Provided material =>
+--

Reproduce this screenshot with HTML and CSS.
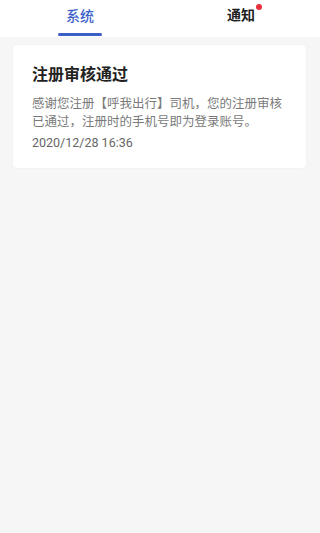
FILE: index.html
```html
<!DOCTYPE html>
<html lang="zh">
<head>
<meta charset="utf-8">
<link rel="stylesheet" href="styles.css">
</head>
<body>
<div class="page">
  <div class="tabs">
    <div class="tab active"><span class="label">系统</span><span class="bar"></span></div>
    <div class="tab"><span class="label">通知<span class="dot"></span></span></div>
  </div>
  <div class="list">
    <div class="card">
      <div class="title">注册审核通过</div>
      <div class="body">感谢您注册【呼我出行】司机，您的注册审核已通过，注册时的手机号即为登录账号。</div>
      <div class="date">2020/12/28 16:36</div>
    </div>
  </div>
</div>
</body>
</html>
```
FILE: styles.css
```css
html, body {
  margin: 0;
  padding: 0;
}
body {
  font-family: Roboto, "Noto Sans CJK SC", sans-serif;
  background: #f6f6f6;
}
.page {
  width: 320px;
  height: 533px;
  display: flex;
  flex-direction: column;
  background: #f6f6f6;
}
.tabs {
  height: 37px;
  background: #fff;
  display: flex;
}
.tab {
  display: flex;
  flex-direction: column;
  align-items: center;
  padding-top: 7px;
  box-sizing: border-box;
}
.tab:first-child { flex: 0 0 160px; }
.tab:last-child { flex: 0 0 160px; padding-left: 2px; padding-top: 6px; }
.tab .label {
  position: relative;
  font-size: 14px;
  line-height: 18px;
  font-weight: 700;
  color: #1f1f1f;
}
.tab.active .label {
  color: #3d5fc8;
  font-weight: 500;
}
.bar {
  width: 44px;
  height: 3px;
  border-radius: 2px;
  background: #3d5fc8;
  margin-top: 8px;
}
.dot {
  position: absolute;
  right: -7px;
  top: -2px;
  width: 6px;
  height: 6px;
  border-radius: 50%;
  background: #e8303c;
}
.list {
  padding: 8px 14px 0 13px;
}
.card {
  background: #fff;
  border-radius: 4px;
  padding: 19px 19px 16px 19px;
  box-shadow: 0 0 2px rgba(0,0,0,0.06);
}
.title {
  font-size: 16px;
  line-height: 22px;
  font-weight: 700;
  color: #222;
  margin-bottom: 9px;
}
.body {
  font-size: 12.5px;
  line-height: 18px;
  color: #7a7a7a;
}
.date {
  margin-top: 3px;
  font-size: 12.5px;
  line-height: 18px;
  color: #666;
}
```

+--

Exercise directions => In your copy, leave out the pictures and reproduce the material above exactly.

Exercise response =>
Reproduce this screenshot with HTML and CSS.
FILE: index.html
```html
<!DOCTYPE html>
<html lang="zh">
<head>
<meta charset="utf-8">
<link rel="stylesheet" href="styles.css">
</head>
<body>
<div class="page">
  <div class="tabs">
    <div class="tab active"><span class="label">系统</span><span class="bar"></span></div>
    <div class="tab"><span class="label">通知<span class="dot"></span></span></div>
  </div>
  <div class="list">
    <div class="card">
      <div class="title">注册审核通过</div>
      <div class="body">感谢您注册【呼我出行】司机，您的注册审核已通过，注册时的手机号即为登录账号。</div>
      <div class="date">2020/12/28 16:36</div>
    </div>
  </div>
</div>
</body>
</html>
```
FILE: styles.css
```css
html, body {
  margin: 0;
  padding: 0;
}
body {
  font-family: Roboto, "Noto Sans CJK SC", sans-serif;
  background: #f6f6f6;
}
.page {
  width: 320px;
  height: 533px;
  display: flex;
  flex-direction: column;
  background: #f6f6f6;
}
.tabs {
  height: 37px;
  background: #fff;
  display: flex;
}
.tab {
  display: flex;
  flex-direction: column;
  align-items: center;
  padding-top: 7px;
  box-sizing: border-box;
}
.tab:first-child { flex: 0 0 160px; }
.tab:last-child { flex: 0 0 160px; padding-left: 2px; padding-top: 6px; }
.tab .label {
  position: relative;
  font-size: 14px;
  line-height: 18px;
  font-weight: 700;
  color: #1f1f1f;
}
.tab.active .label {
  color: #3d5fc8;
  font-weight: 500;
}
.bar {
  width: 44px;
  height: 3px;
  border-radius: 2px;
  background: #3d5fc8;
  margin-top: 8px;
}
.dot {
  position: absolute;
  right: -7px;
  top: -2px;
  width: 6px;
  height: 6px;
  border-radius: 50%;
  background: #e8303c;
}
.list {
  padding: 8px 14px 0 13px;
}
.card {
  background: #fff;
  border-radius: 4px;
  padding: 19px 19px 16px 19px;
  box-shadow: 0 0 2px rgba(0,0,0,0.06);
}
.title {
  font-size: 16px;
  line-height: 22px;
  font-weight: 700;
  color: #222;
  margin-bottom: 9px;
}
.body {
  font-size: 12.5px;
  line-height: 18px;
  color: #7a7a7a;
}
.date {
  margin-top: 3px;
  font-size: 12.5px;
  line-height: 18px;
  color: #666;
}
```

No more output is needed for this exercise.